OBJECTIVE | Pull out every line containing the string "screenshot".

RECORD EXCERPTS |
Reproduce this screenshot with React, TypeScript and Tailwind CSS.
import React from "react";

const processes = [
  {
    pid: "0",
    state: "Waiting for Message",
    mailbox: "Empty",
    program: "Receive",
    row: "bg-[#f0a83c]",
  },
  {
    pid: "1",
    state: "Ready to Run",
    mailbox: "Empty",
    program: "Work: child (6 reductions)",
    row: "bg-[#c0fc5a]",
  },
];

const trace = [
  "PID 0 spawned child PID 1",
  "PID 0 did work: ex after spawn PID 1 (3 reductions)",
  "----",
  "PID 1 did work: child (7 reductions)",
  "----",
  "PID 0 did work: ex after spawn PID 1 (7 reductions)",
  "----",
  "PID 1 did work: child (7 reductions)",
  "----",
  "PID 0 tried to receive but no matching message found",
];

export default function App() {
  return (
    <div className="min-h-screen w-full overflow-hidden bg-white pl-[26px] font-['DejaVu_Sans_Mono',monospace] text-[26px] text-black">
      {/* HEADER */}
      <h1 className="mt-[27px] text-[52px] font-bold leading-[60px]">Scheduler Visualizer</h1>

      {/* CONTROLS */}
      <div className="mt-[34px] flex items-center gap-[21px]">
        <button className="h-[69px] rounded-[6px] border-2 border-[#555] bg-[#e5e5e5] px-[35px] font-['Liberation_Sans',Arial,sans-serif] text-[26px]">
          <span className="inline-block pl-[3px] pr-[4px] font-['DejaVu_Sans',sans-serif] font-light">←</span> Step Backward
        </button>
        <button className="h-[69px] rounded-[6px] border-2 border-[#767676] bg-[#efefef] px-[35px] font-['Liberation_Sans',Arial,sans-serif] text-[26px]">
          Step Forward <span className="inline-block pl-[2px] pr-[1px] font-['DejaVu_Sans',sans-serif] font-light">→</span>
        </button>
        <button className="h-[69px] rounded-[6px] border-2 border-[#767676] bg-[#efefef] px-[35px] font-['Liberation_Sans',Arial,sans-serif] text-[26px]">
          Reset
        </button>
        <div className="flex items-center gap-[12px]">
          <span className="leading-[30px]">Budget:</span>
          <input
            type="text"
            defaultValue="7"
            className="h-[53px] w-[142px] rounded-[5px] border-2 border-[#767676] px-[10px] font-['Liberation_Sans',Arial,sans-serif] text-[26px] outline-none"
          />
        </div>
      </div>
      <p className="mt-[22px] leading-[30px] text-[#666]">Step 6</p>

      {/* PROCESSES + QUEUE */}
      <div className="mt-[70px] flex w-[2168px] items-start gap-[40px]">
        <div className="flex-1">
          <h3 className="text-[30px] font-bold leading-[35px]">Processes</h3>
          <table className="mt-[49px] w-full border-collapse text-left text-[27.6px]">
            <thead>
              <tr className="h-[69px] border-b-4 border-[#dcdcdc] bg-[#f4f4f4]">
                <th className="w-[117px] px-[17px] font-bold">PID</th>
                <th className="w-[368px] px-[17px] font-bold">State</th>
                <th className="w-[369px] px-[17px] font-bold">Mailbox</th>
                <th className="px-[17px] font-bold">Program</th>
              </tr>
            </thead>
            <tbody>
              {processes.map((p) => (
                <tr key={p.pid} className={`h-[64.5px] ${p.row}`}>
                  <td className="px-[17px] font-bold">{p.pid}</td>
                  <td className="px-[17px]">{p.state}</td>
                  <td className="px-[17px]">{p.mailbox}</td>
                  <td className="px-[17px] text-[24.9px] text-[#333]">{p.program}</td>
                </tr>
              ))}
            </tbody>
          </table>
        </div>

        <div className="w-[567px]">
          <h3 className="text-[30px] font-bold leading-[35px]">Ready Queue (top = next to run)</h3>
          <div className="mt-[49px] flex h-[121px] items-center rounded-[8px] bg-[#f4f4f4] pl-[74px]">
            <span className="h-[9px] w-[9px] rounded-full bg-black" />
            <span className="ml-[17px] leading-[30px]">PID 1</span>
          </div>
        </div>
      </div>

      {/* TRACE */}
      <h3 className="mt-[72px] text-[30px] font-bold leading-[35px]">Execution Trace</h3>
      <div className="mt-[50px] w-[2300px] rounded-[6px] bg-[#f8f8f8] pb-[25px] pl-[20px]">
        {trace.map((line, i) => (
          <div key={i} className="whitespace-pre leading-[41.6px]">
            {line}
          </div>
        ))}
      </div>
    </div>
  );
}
---
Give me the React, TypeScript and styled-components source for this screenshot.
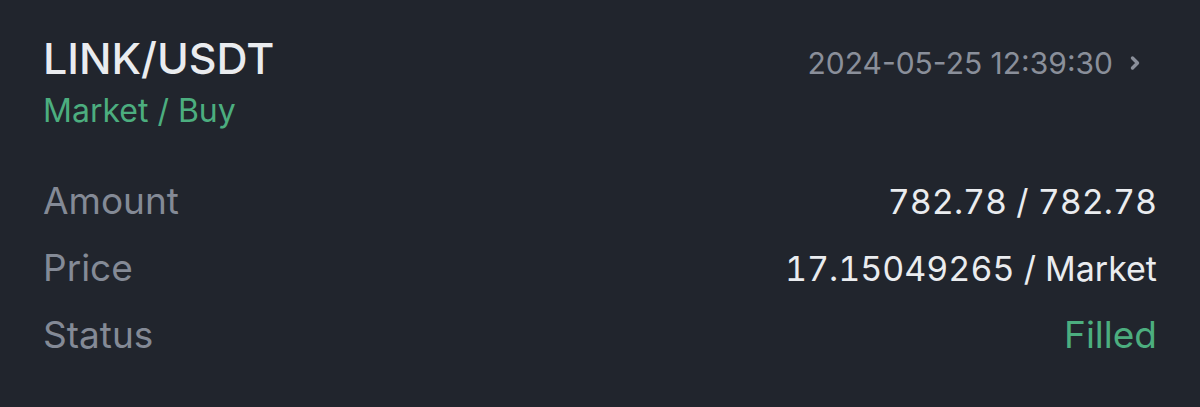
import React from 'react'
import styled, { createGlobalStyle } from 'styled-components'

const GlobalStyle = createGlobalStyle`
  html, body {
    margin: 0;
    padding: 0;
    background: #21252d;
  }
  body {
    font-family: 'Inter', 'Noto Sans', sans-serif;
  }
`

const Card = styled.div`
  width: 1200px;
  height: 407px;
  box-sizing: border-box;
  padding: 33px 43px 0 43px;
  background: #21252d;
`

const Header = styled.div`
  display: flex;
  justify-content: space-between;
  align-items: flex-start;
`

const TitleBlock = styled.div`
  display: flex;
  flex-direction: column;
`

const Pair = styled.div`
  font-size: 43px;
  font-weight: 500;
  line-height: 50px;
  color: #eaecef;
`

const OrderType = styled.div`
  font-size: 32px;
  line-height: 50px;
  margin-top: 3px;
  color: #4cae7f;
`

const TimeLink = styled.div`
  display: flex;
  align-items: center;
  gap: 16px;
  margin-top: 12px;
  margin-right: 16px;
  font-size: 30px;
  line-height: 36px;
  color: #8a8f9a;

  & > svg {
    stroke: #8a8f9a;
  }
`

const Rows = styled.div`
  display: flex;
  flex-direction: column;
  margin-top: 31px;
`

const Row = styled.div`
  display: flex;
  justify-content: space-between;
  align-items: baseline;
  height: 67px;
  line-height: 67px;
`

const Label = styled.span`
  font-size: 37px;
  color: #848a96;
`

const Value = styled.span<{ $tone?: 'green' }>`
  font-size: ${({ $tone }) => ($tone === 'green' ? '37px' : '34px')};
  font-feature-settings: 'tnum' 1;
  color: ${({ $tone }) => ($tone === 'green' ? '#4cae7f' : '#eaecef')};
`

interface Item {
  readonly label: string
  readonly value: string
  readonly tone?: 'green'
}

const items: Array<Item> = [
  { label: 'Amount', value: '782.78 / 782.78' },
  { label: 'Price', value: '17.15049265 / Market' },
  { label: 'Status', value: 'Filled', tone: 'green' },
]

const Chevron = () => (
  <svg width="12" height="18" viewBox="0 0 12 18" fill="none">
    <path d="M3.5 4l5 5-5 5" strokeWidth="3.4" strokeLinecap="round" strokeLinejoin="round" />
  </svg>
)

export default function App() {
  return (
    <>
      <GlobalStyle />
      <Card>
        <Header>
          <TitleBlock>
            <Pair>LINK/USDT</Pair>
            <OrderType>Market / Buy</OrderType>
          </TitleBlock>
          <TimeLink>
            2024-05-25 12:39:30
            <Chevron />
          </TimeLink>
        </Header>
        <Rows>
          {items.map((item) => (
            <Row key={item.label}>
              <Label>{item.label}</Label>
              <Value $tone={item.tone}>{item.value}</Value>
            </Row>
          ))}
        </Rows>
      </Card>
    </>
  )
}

RESULT FOR THIS EXERCISE |
Reproduce this screenshot with React, TypeScript and Tailwind CSS.
Give me the React, TypeScript and styled-components source for this screenshot.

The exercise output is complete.